Title Deep contextualized word representations
Authors Matthew E. Peters, Mark Neumann, Mohit Iyyer, Matt Gardner, Christopher Clark, Kenton Lee, Luke Zettlemoyer
Year 2018
URL https://arxiv.org/abs/1802.05365

Many NLP models rely on word embeddings to achieve optimal performance. Most use context-insensitive embeddings such as GloVe or word2vec, despite the fact word meaning can vary considerably between contexts. ELMo fixes this problem by assigning to each token a representation that is a function of the entire input sentence.

Embeddings from Language Models (ELMo) gets its name from the fact that its word representations are derived from a 2-layer bidirectional LSTM language model. It distinguishes itself from previous approaches in that it combines all of the internal layers of the language model and lets the downstream model learn weights for each layer. This allows the model to select the type of information that is most useful for its particular task. Indeed, experimental results show that lower layers are more sensitive to syntactic information (they are more useful for PoS tagging), while higher layers encode more semantic information (they are better at word sense disambiguation).

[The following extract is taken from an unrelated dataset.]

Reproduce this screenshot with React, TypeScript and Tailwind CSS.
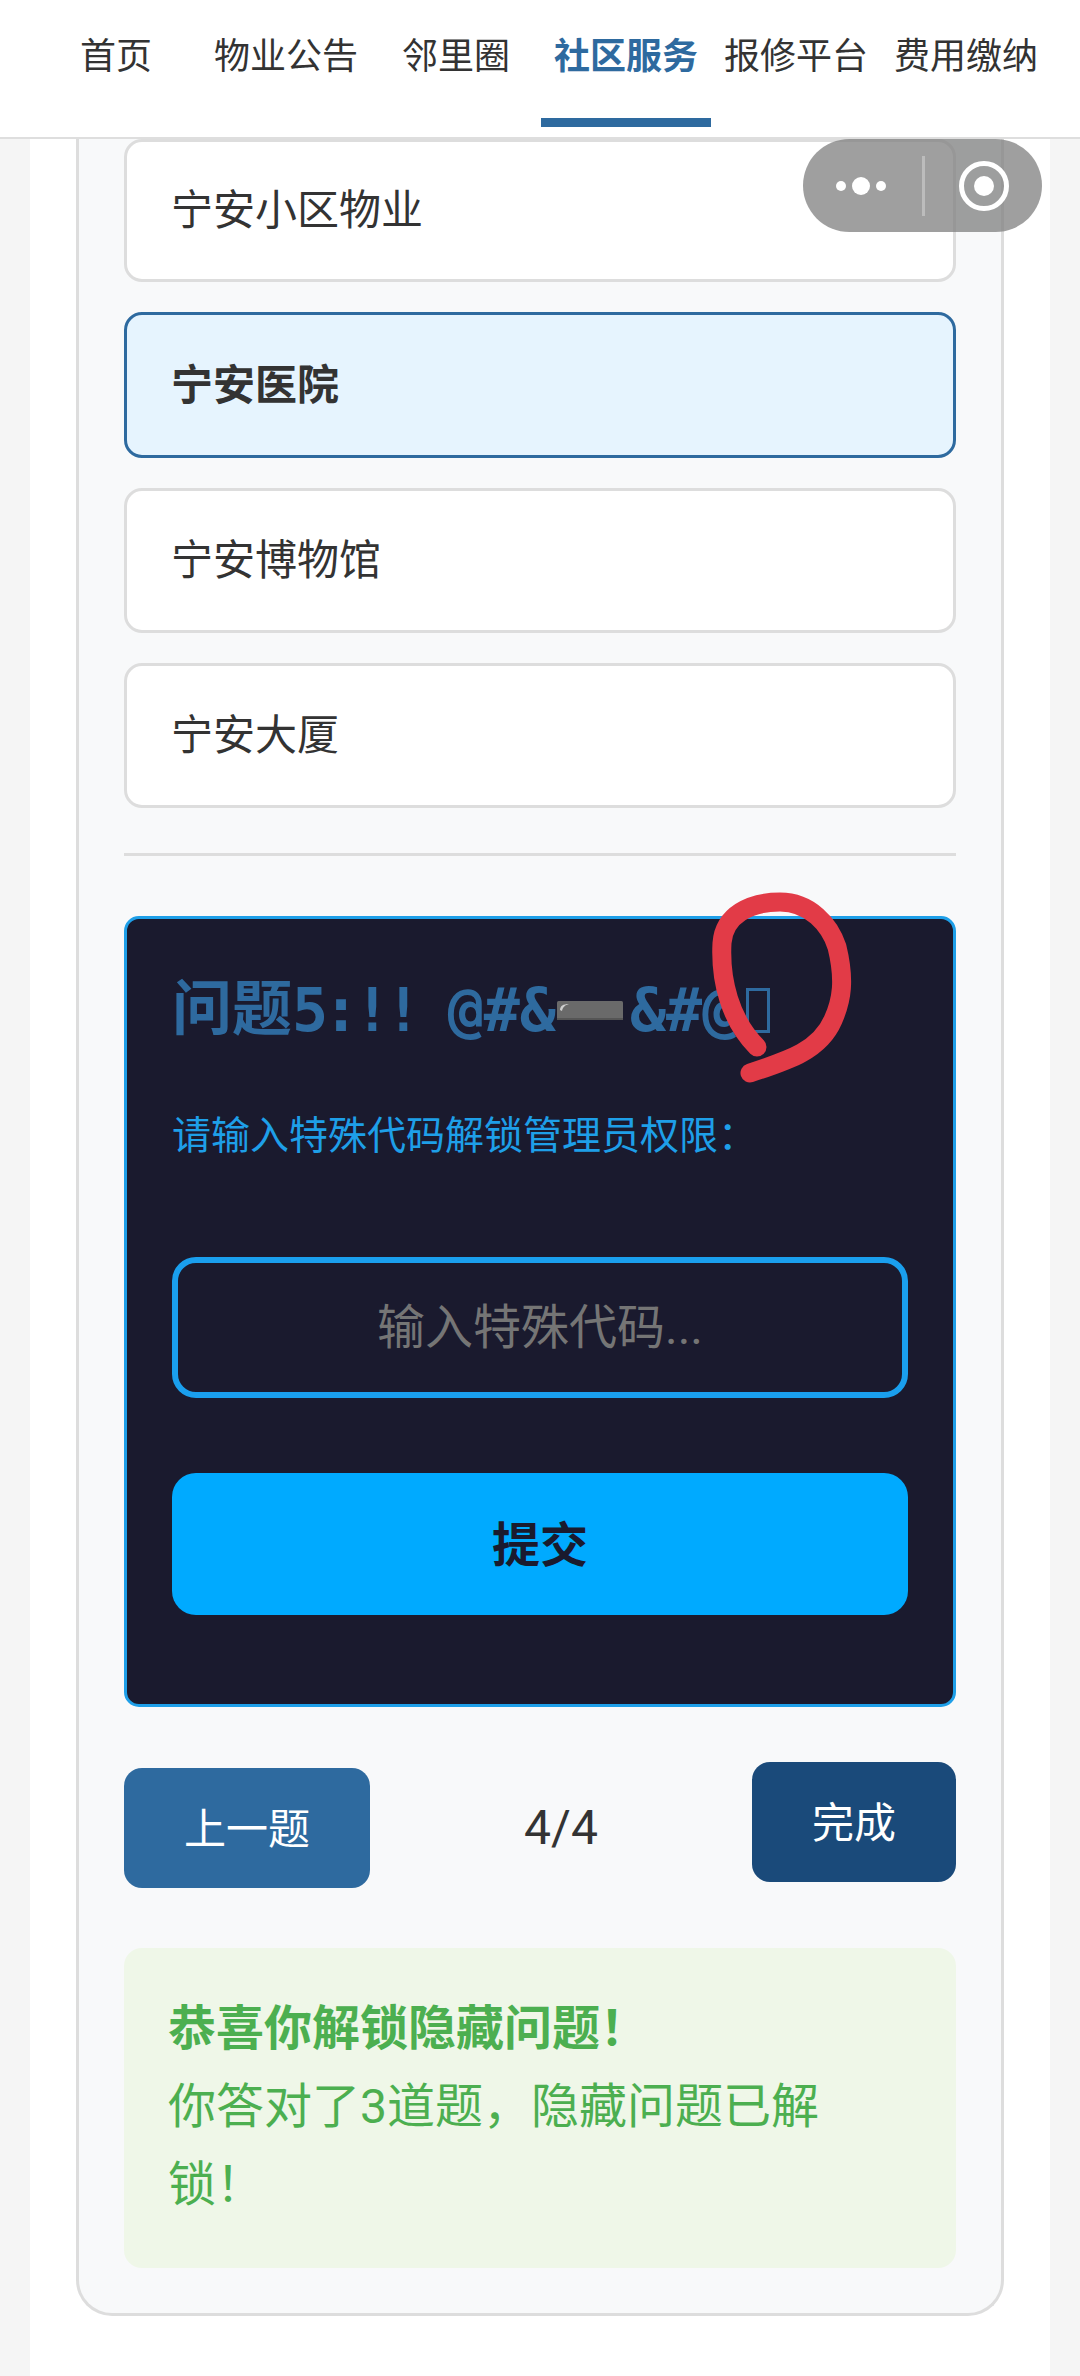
const cjk = "font-['Roboto','Noto_Sans_CJK_SC',sans-serif]";

const tabs = [
  { label: "首页" },
  { label: "物业公告" },
  { label: "邻里圈" },
  { label: "社区服务", active: true },
  { label: "报修平台" },
  { label: "费用缴纳" },
];

const options = ["宁安小区物业", "宁安医院", "宁安博物馆", "宁安大厦"];

function NavBar() {
  return (
    <div className="flex h-[139px] shrink-0 border-b-2 border-[#dedede] bg-white pl-[31px] pr-[29px]">
      {tabs.map((tab) => (
        <div
          key={tab.label}
          className={`relative flex h-[127px] w-[170px] shrink-0 items-start justify-center whitespace-nowrap pt-[30px] text-[36px] leading-[54px] ${
            tab.active ? "border-b-[9px] border-[#2e6a9f] font-bold text-[#2e6a9f]" : "text-[#333333]"
          }`}
        >
          {tab.label}
        </div>
      ))}
    </div>
  );
}

function OptionRow(props: { label: string; selected?: boolean; first?: boolean }) {
  return (
    <div
      className={`flex items-center rounded-[18px] border-[3px] px-[44px] text-[42px] text-[#333333] ${
        props.first ? "h-[143px]" : props.selected ? "h-[146px]" : "h-[145px]"
      } ${props.selected ? "border-[#2e6a9f] bg-[#e6f4fe] font-bold" : "border-[#dddddd] bg-white"}`}
    >
      {props.label}
    </div>
  );
}

// the ➖ emoji as it comes out on the phone
function HeavyMinus() {
  return (
    <svg width="66" height="19" viewBox="0 0 66 19" className="mx-[1px] shrink-0">
      <rect width="66" height="19" rx="1.5" fill="#6a6a6a" />
      <rect y="17" width="66" height="2" fill="#555555" />
      <path d="M3 9 C3 5 6 3 12 3 C8 4 6 6 5 10 Z" fill="#cfcfcf" />
    </svg>
  );
}

function HiddenQuestion() {
  return (
    <div className="rounded-[15px] border-[3px] border-[#1e9fe8] bg-[#1a1a2e] px-[45px] pb-[89px] pt-[46px]">
      <div className="flex h-[90px] items-center whitespace-nowrap text-[60px] font-bold text-[#2e6a9f]">
        问题
        <span className="font-['DejaVu_Sans_Mono',monospace] tracking-[-5px] whitespace-pre">5:!! </span>
        <span className="font-['DejaVu_Sans_Mono',monospace]">@#&amp;</span>
        <HeavyMinus />
        <span className="ml-[6px] font-['DejaVu_Sans_Mono',monospace]">&amp;#@</span>
        <span className="ml-[8px] h-[45px] w-[24px] shrink-0 border-[3px] border-[#2e6a9f]" />
      </div>
      <div className="mt-[52px] text-[39px] leading-[58px] text-[#1e9fe8]">请输入特殊代码解锁管理员权限：</div>
      <input
        readOnly
        placeholder="输入特殊代码..."
        className="mt-[92px] h-[141px] w-full rounded-[24px] border-[6px] border-[#1a9fee] bg-transparent text-center text-[48px] outline-none placeholder:text-[#757575]"
      />
      <button
        type="button"
        className="mt-[75px] h-[142px] w-full rounded-[24px] bg-[#00aaff] pt-[4px] text-[48px] font-bold text-[#1a1a2e]"
      >
        提交
      </button>
    </div>
  );
}

export default function App() {
  return (
    <div className={`relative flex h-[2376px] w-[1080px] flex-col overflow-hidden bg-[#f5f5f5] ${cjk}`}>
      <NavBar />
      <div className="mx-[30px] flex-1 bg-white px-[46px]">
        <div className="rounded-b-[36px] border-x-[3px] border-b-[3px] border-[#dddddd] bg-[#f8f9fa] px-[45px] pb-[45px]">
          <div className="flex flex-col gap-[30px]">
            {options.map((option, i) => (
              <OptionRow key={option} label={option} first={i === 0} selected={option === "宁安医院"} />
            ))}
          </div>
          <div className="mt-[45px] border-t-[3px] border-[#dddddd]" />
          <div className="mt-[60px]">
            <HiddenQuestion />
          </div>
          <div className="mt-[55px] flex items-start justify-between">
            <button
              type="button"
              className="mt-[6px] h-[120px] w-[246px] rounded-[18px] bg-[#2e6a9f] pt-[3px] text-[42px] text-white"
            >
              上一题
            </button>
            <span className="mt-[28px] text-[48px] leading-[76px] text-[#333333]">4/4</span>
            <button
              type="button"
              className="h-[120px] w-[204px] rounded-[18px] bg-[#1a4a7a] pt-[3px] text-[42px] text-white"
            >
              完成
            </button>
          </div>
          <div className="mt-[60px] rounded-[18px] bg-[#eff7e8] px-[44px] pb-[44px] pt-[42px] text-[48px] leading-[78px] text-[#4caf50]">
            <div className="font-bold">恭喜你解锁隐藏问题！</div>
            <div className="w-[680px]">你答对了3道题，隐藏问题已解锁！</div>
          </div>
        </div>
      </div>

      {/* WeChat mini program capsule */}
      <div className="absolute left-[803px] top-[139px] flex h-[93px] w-[239px] items-center rounded-[47px] bg-[#7f7f7f]/75">
        <svg width="50" height="18" viewBox="0 0 50 18" className="ml-[33px]">
          <circle cx="5" cy="9" r="5" fill="white" />
          <circle cx="25" cy="9" r="9" fill="white" />
          <circle cx="45" cy="9" r="5" fill="white" />
        </svg>
        <div className="ml-[36px] h-[60px] w-[3px] bg-white/30" />
        <svg width="50" height="50" viewBox="0 0 50 50" className="ml-[34px]">
          <circle cx="25" cy="25" r="22.5" fill="none" stroke="white" strokeWidth="5" />
          <circle cx="25" cy="25" r="10" fill="white" />
        </svg>
      </div>

      {/* hand-drawn red mark */}
      <svg width="160" height="210" viewBox="0 0 160 210" className="absolute left-[700px] top-[880px]">
        <path
          d="M57 167 C30 140 20 100 22 63 C24 35 50 22 80 22 C110 22 130 45 137 67 C145 100 142 120 133 140 C120 170 90 180 50 193"
          fill="none"
          stroke="#e23b47"
          strokeWidth="19"
          strokeLinecap="round"
        />
      </svg>
    </div>
  );
}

Typically, ELMo is added to a model by freezing the BiLM weights and using as model input a concatenation of the BiLM vectors with a context-insensitive (convolutional character-based) token representation. Sometimes concatenating the ELMo vector with the output of the task RNN improves performance further. Often it is beneficial to fine-tune the BiLM on domain-specific data. The upgraded models achieve very impressive results across a wide range of tasks, with relative error reductions between 5.8% (for SNLI) to 24.9% (for SQuAD).

The ELMo embedder is available with AllenNLP.